Refugees await uncertain fate in IDP camps
Refugees await uncertain fate in IDP camps

The tireless and wonderful Kathy Kelly is visiting refugee camps in Pakistan with Dan Pearson. Here is her first dispatch (Mahmood Mamdani recently told me that apparently Arundhati Roy is also in Swat these days):

In Pakistan’s Swabi district, a bumpy road leads to Shah Mansoor, a small village surrounded by farmland. Just outside the village, uniform size tents are set up in hundreds of rows. The sun bores down on the Shah Mansoor camp which has become a temporary home to thousands of displaced Pakistanis from the Swat area. In the stifling heat, the camp’s residents sit idly, day after day, uncertain about their future. They spoke with heated certainty, though, about their grievances.As soon as we stepped out of the car, men and children approached us.
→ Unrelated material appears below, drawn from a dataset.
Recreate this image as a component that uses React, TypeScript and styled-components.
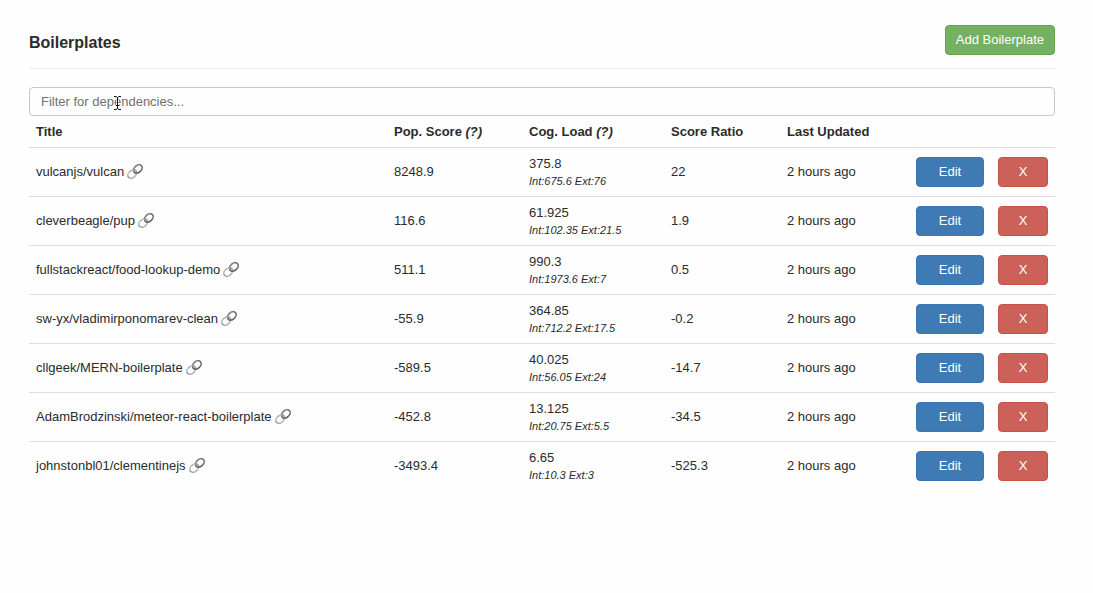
import React from "react";
import styled, { createGlobalStyle } from "styled-components";

const GlobalStyle = createGlobalStyle`
  *, *::before, *::after { box-sizing: border-box; }
  body {
    margin: 0;
    background: #fefefe;
    color: #2b2b2b;
    font-family: "Helvetica Neue", "Liberation Sans", Arial, sans-serif;
    font-size: 13px;
    line-height: 18px;
  }
`;

const Page = styled.main`
  padding: 25px 38px 25px 29px;
`;

const Header = styled.header`
  display: flex;
  justify-content: space-between;
  align-items: center;
  padding-bottom: 13px;
  margin-bottom: 18px;
  border-bottom: 1px solid #eee;
`;

const Heading = styled.h4`
  margin: 0;
  padding-top: 6px;
  font-size: 16px;
  font-weight: 700;
  line-height: 18px;
`;

const tones = {
  success: { fill: "#74b160", edge: "#67a84f" },
  primary: { fill: "#3e7ab3", edge: "#3a75ae" },
  danger: { fill: "#cb6158", edge: "#c55246" },
};

const Button = styled.button<{ $tone: keyof typeof tones; $block?: boolean }>`
  display: block;
  width: ${(p) => (p.$block ? "100%" : "auto")};
  height: 30px;
  padding: 0 10px;
  border: 1px solid ${(p) => tones[p.$tone].edge};
  border-radius: 4px;
  background: ${(p) => tones[p.$tone].fill};
  color: #fff;
  font: inherit;
  white-space: nowrap;
  cursor: pointer;
`;

const FilterField = styled.div`
  position: relative;
`;

const FilterInput = styled.input`
  display: block;
  width: 100%;
  height: 29px;
  padding: 0 11px;
  border: 1px solid #c8c8c8;
  border-radius: 4px;
  background: #fefefe;
  color: #555;
  font: inherit;
  &::placeholder { color: #707070; opacity: 1; }
`;

const Pointer = styled.svg`
  position: absolute;
  top: 8px;
  left: 84px;
  pointer-events: none;
`;

const Table = styled.table`
  width: 100%;
  table-layout: fixed;
  border-collapse: separate;
  border-spacing: 0;
`;

const Col = styled.col<{ $width?: number }>`
  width: ${(p) => (p.$width ? `${p.$width}px` : "auto")};
`;

const HeadCell = styled.th`
  height: 32px;
  padding: 0 7px;
  border-bottom: 1px solid #ddd;
  text-align: left;
  white-space: nowrap;
`;

const Cell = styled.td`
  height: 49px;
  padding: 0 7px;
  border-bottom: 1px solid #ddd;
  vertical-align: middle;
  white-space: nowrap;
  tr:last-child > & { border-bottom-color: transparent; }
`;

const Title = styled.div`
  display: flex;
  align-items: center;
  gap: 3px;
`;

const RepoLink = styled.a`
  display: flex;
`;

const Detail = styled.em`
  display: block;
  font-size: 11px;
  line-height: 16px;
`;

const ChainIcon = () => (
  <svg width="16" height="16" viewBox="0 0 16 16" fill="none" aria-hidden="true">
    <g transform="rotate(-42 8 7.5)">
      <ellipse cx="11.800" cy="7.500" rx="4.900" ry="3.500" stroke="#66646b" strokeWidth="1.500" />
      <path d="M7.800 6.200C9.500 3.700 13.500 3.600 15.400 5.300" stroke="#bdbbc0" strokeWidth="0.500" />
      <ellipse cx="4.200" cy="7.500" rx="4.900" ry="3.500" stroke="#9299a3" strokeWidth="1.500" />
      <path d="M-0.300 6.200C1.500 3.700 5.500 3.600 7.400 5.300M0.800 9.900c1.800 1.500 4.800 1.500 6.400 .2" stroke="#dfe4ea" strokeWidth="0.700" />
      <path d="M6.900 7.500C6.900 9.400 9.100 11 11.800 11" stroke="#66646b" strokeWidth="1.500" />
    </g>
  </svg>
);

const rows = [
  ["vulcanjs/vulcan", "8248.9", "375.8", "Int:675.6 Ext:76", "22"],
  ["cleverbeagle/pup", "116.6", "61.925", "Int:102.35 Ext:21.5", "1.9"],
  ["fullstackreact/food-lookup-demo", "511.1", "990.3", "Int:1973.6 Ext:7", "0.5"],
  ["sw-yx/vladimirponomarev-clean", "-55.9", "364.85", "Int:712.2 Ext:17.5", "-0.2"],
  ["cllgeek/MERN-boilerplate", "-589.5", "40.025", "Int:56.05 Ext:24", "-14.7"],
  ["AdamBrodzinski/meteor-react-boilerplate", "-452.8", "13.125", "Int:20.75 Ext:5.5", "-34.5"],
  ["johnstonbl01/clementinejs", "-3493.4", "6.65", "Int:10.3 Ext:3", "-525.3"],
];

export default function App() {
  return (
    <>
      <GlobalStyle />
      <Page>
        <Header>
          <Heading>Boilerplates</Heading>
          <Button type="button" $tone="success">Add Boilerplate</Button>
        </Header>
        <FilterField>
          <FilterInput
            type="text"
            aria-label="Filter for dependencies"
            placeholder="Filter for dependencies..."
          />
          <Pointer width="9" height="16" viewBox="0 0 9 16" fill="none" aria-hidden="true">
            <path d="M1 1.500h2l1.500 1L6 1.500h2M4.500 2.500v11M1 14.500h2l1.500-1 1.500 1h2M3 10.500h3" stroke="#fff" strokeWidth="2" />
            <path d="M1 1.500h2l1.500 1L6 1.500h2M4.500 2.500v11M1 14.500h2l1.500-1 1.500 1h2M3 10.500h3" stroke="#111" />
          </Pointer>
        </FilterField>
        <Table>
          <colgroup>
            <Col />
            <Col $width={135} />
            <Col $width={142} />
            <Col $width={116} />
            <Col $width={129} />
            <Col $width={82} />
            <Col $width={64} />
          </colgroup>
          <thead>
            <tr>
              <HeadCell scope="col">Title</HeadCell>
              <HeadCell scope="col">Pop. Score <em>(?)</em></HeadCell>
              <HeadCell scope="col">Cog. Load <em>(?)</em></HeadCell>
              <HeadCell scope="col">Score Ratio</HeadCell>
              <HeadCell scope="col">Last Updated</HeadCell>
              <HeadCell as="td" />
              <HeadCell as="td" />
            </tr>
          </thead>
          <tbody>
            {rows.map(([repo, score, load, detail, ratio]) => (
              <tr key={repo}>
                <Cell>
                  <Title>
                    {repo}
                    <RepoLink href={`https://github.com/${repo}`} aria-label={`Open ${repo}`}>
                      <ChainIcon />
                    </RepoLink>
                  </Title>
                </Cell>
                <Cell>{score}</Cell>
                <Cell>
                  {load}
                  <Detail>{detail}</Detail>
                </Cell>
                <Cell>{ratio}</Cell>
                <Cell>2 hours ago</Cell>
                <Cell><Button type="button" $tone="primary" $block>Edit</Button></Cell>
                <Cell><Button type="button" $tone="danger" $block>X</Button></Cell>
              </tr>
            ))}
          </tbody>
        </Table>
      </Page>
    </>
  );
}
They had all arrived from Mingora, the main city of Swat, 15 days prior. One young man, a student, told us that bombing and shelling had increased in their area, but, due to a government imposed curfew, they weren’t allowed to leave their homes. Suddenly, the Pakistani Army warned them to leave within four hours or they would be killed. With the curfew lifted long enough for them to get out of Mingora, they joined a mass exodus of people and walked for three days before reaching this camp.